Peters was the marquee addition, but the in-season reset of the defense has been a collaborative effort, starting with DeCosta and the pro personnel department bringing in the aforementioned names as well as other role players such as Jihad Ward, Domata Peko, and Justin Ellis to fortify depth. Martindale and his coaching staff have done an exceptional job making strategic adjustments and bringing new players up to speed to be able to contribute immediately. And incumbents have stepped up, ranging from longtime veteran Brandon Williams playing his best football in recent memory to former reserve safety Chuck Clark stepping into a starting role and relaying calls in the defensive huddle.
The details of the path weren’t anticipated, but this Ravens defense was always built for the secondary to lead the way, which is exactly what we’ve seen in recent weeks. The addition of Peters and Smith’s return from injury have made the group as versatile as ever, evident by the amount of dime and quarter looks deployed in which Clark moves into the box and veteran cornerback Brandon Carr enters at safety.

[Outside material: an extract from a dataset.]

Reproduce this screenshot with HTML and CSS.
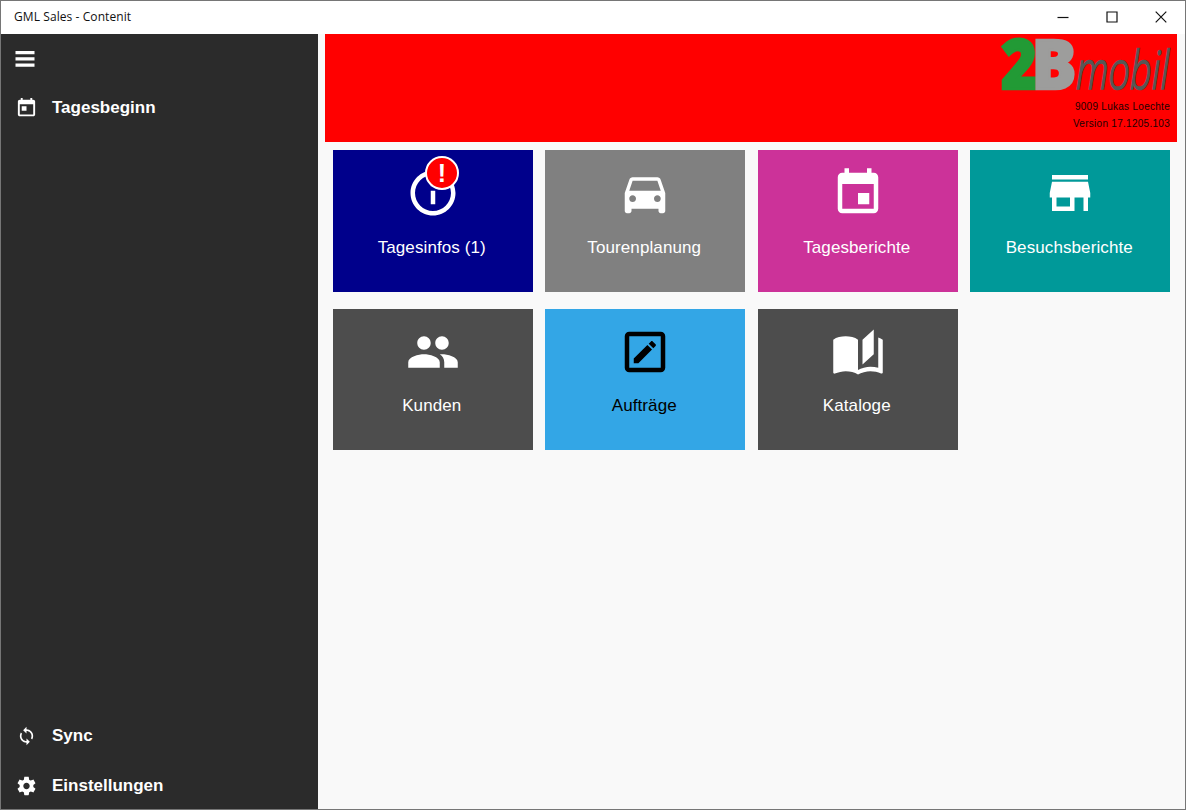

Such sub packages allow Martindale to be more selective with his use of inside linebackers, who have fared much better as situational contributors than every-down players. It’s a far cry from the days of the Ravens having a perennial Pro Bowl selection like Ray Lewis or Mosley in the middle, but the defense being so multiple is working.
Last week, the tight coverage on the back end finally paid off for a maligned pass rush that registered a season-high seven sacks against Watson and a top-10 passing game. What the Ravens lack in standout pass rushers they’ve made up for with lock-down coverage that forces quarterbacks to hold the ball — against frequent blitzing — or attempt throws into tighter windows. It’s a defensive roster-building philosophy endorsed by the football analytics community that’s now paying off with roster tweaking and improved health in the secondary.
Opponents are now discovering they not only need to find a way to slow Jackson and the Ravens offense but also crack a confident defense growing stingier by the week. Seattle, New England, and Houston learned the hard way, and the increasingly desperate Rams face that unenviable task Monday night.
Even if the talented Los Angeles defense is able to make some stops, will Rams quarterback Jared Goff and his offense be able to do enough against the Baltimore defense for it to matter?
“It just starts to reveal who we are and what we can be if we keep doing what we’ve been doing. It’s been fun. It’s been going by like that though,” said safety Earl Thomas as he snapped his fingers. “We’ve been at it with some tough opponents, but we’ve been standing up. It’s just been one after another.
“We’ve just been proving people wrong. Let’s just keep doing it.”